GOAL – Exclude images, then output the remaining data verbatim.
○ ○ ○ ○ ○ ○ ○
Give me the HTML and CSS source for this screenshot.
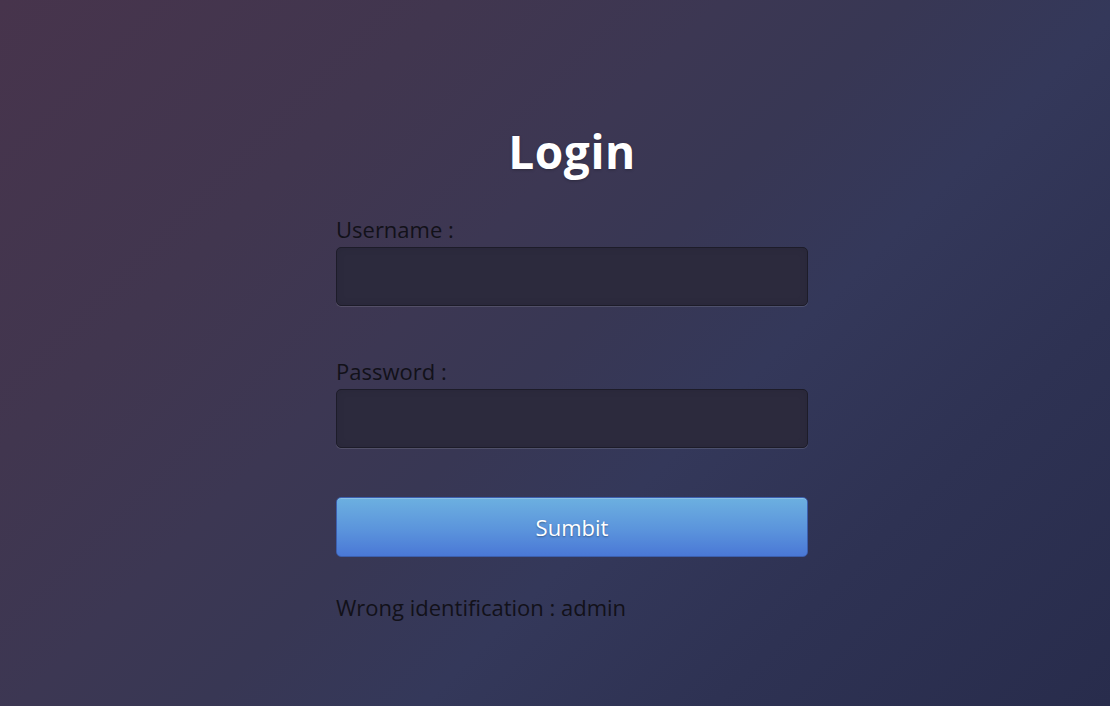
FILE: index.html
```html
<!DOCTYPE html>
<html lang="en">
<head>
<meta charset="utf-8">
<title>Login</title>
<link rel="stylesheet" href="styles.css">
</head>
<body>
<main class="page">
  <form class="login">
    <h1 class="title">Login</h1>
    <label class="label" for="user">Username :</label>
    <input class="field" id="user" type="text">
    <label class="label" for="pass">Password :</label>
    <input class="field" id="pass" type="password">
    <button class="submit" type="button">Sumbit</button>
    <p class="error">Wrong identification : admin</p>
  </form>
</main>
</body>
</html>
```
FILE: styles.css
```css
* { box-sizing: border-box; }
html, body { margin: 0; height: 100%; }
body {
  font-family: "Open Sans", "Liberation Sans", sans-serif;
  background: linear-gradient(135deg, #47344c 0%, #41364f 25%, #3c3753 40%, #383754 50%, #34385a 62%, #2e3253 78%, #282c4c 100%);
  overflow: hidden;
}
.page {
  height: 100%;
  display: flex;
  justify-content: center;
  padding-left: 34px;
  padding-top: 123px;
}
.login {
  width: 472px;
  display: flex;
  flex-direction: column;
}
.title {
  margin: 0 0 37px;
  font-size: 46px;
  line-height: 56px;
  font-weight: 700;
  letter-spacing: 0.6px;
  color: #ffffff;
  text-align: center;
  text-shadow: 0 1px 3px rgba(0,0,0,0.25);
}
.label {
  font-size: 22px;
  line-height: 26px;
  color: #121119;
  margin-bottom: 5px;
}
.field {
  height: 59px;
  width: 100%;
  margin: 0 0 52px;
  background: #2c2a3d;
  border: 1px solid #1d1c29;
  border-radius: 5px;
  box-shadow: 0 1px 0 rgba(255,255,255,0.12), inset 0 0 8px rgba(0,0,0,0.08);
  color: #ddd;
  font: inherit;
}
.field + .label + .field { margin-bottom: 49px; }
.submit {
  height: 60px;
  width: 100%;
  border: 1px solid #3c5fae;
  border-radius: 5px;
  background: linear-gradient(180deg, #6cb0e0 0%, #5b94dc 55%, #4a78d6 100%);
  color: #ffffff;
  font: inherit;
  font-size: 22px;
  text-shadow: 0 1px 2px rgba(0,0,0,0.35);
  box-shadow: inset 0 1px 0 rgba(255,255,255,0.2);
  padding: 0;
}
.error {
  margin: 37px 0 0;
  font-size: 22px;
  line-height: 26px;
  color: #121119;
}
```
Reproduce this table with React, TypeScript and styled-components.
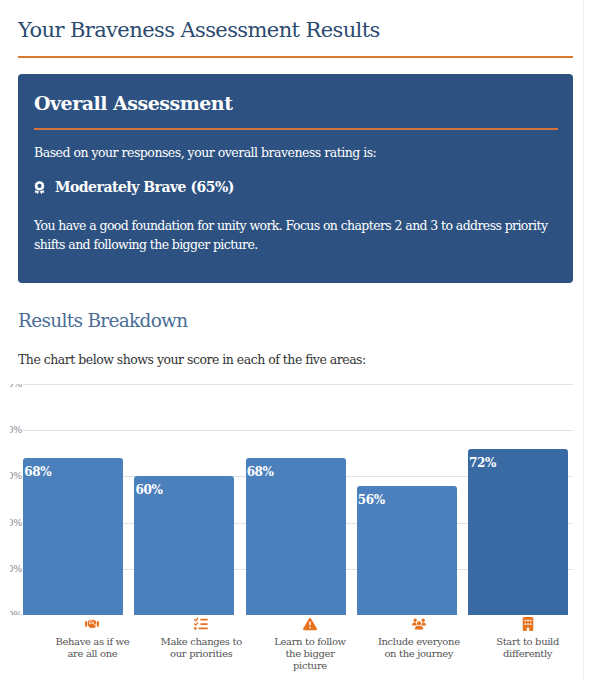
○ ○ ○ ○ ○ ○ ○
ANSWER FOR THIS EXERCISE –
Give me the HTML and CSS source for this screenshot.
FILE: index.html
```html
<!DOCTYPE html>
<html lang="en">
<head>
<meta charset="utf-8">
<title>Login</title>
<link rel="stylesheet" href="styles.css">
</head>
<body>
<main class="page">
  <form class="login">
    <h1 class="title">Login</h1>
    <label class="label" for="user">Username :</label>
    <input class="field" id="user" type="text">
    <label class="label" for="pass">Password :</label>
    <input class="field" id="pass" type="password">
    <button class="submit" type="button">Sumbit</button>
    <p class="error">Wrong identification : admin</p>
  </form>
</main>
</body>
</html>
```
FILE: styles.css
```css
* { box-sizing: border-box; }
html, body { margin: 0; height: 100%; }
body {
  font-family: "Open Sans", "Liberation Sans", sans-serif;
  background: linear-gradient(135deg, #47344c 0%, #41364f 25%, #3c3753 40%, #383754 50%, #34385a 62%, #2e3253 78%, #282c4c 100%);
  overflow: hidden;
}
.page {
  height: 100%;
  display: flex;
  justify-content: center;
  padding-left: 34px;
  padding-top: 123px;
}
.login {
  width: 472px;
  display: flex;
  flex-direction: column;
}
.title {
  margin: 0 0 37px;
  font-size: 46px;
  line-height: 56px;
  font-weight: 700;
  letter-spacing: 0.6px;
  color: #ffffff;
  text-align: center;
  text-shadow: 0 1px 3px rgba(0,0,0,0.25);
}
.label {
  font-size: 22px;
  line-height: 26px;
  color: #121119;
  margin-bottom: 5px;
}
.field {
  height: 59px;
  width: 100%;
  margin: 0 0 52px;
  background: #2c2a3d;
  border: 1px solid #1d1c29;
  border-radius: 5px;
  box-shadow: 0 1px 0 rgba(255,255,255,0.12), inset 0 0 8px rgba(0,0,0,0.08);
  color: #ddd;
  font: inherit;
}
.field + .label + .field { margin-bottom: 49px; }
.submit {
  height: 60px;
  width: 100%;
  border: 1px solid #3c5fae;
  border-radius: 5px;
  background: linear-gradient(180deg, #6cb0e0 0%, #5b94dc 55%, #4a78d6 100%);
  color: #ffffff;
  font: inherit;
  font-size: 22px;
  text-shadow: 0 1px 2px rgba(0,0,0,0.35);
  box-shadow: inset 0 1px 0 rgba(255,255,255,0.2);
  padding: 0;
}
.error {
  margin: 37px 0 0;
  font-size: 22px;
  line-height: 26px;
  color: #121119;
}
```
Reproduce this table with React, TypeScript and styled-components.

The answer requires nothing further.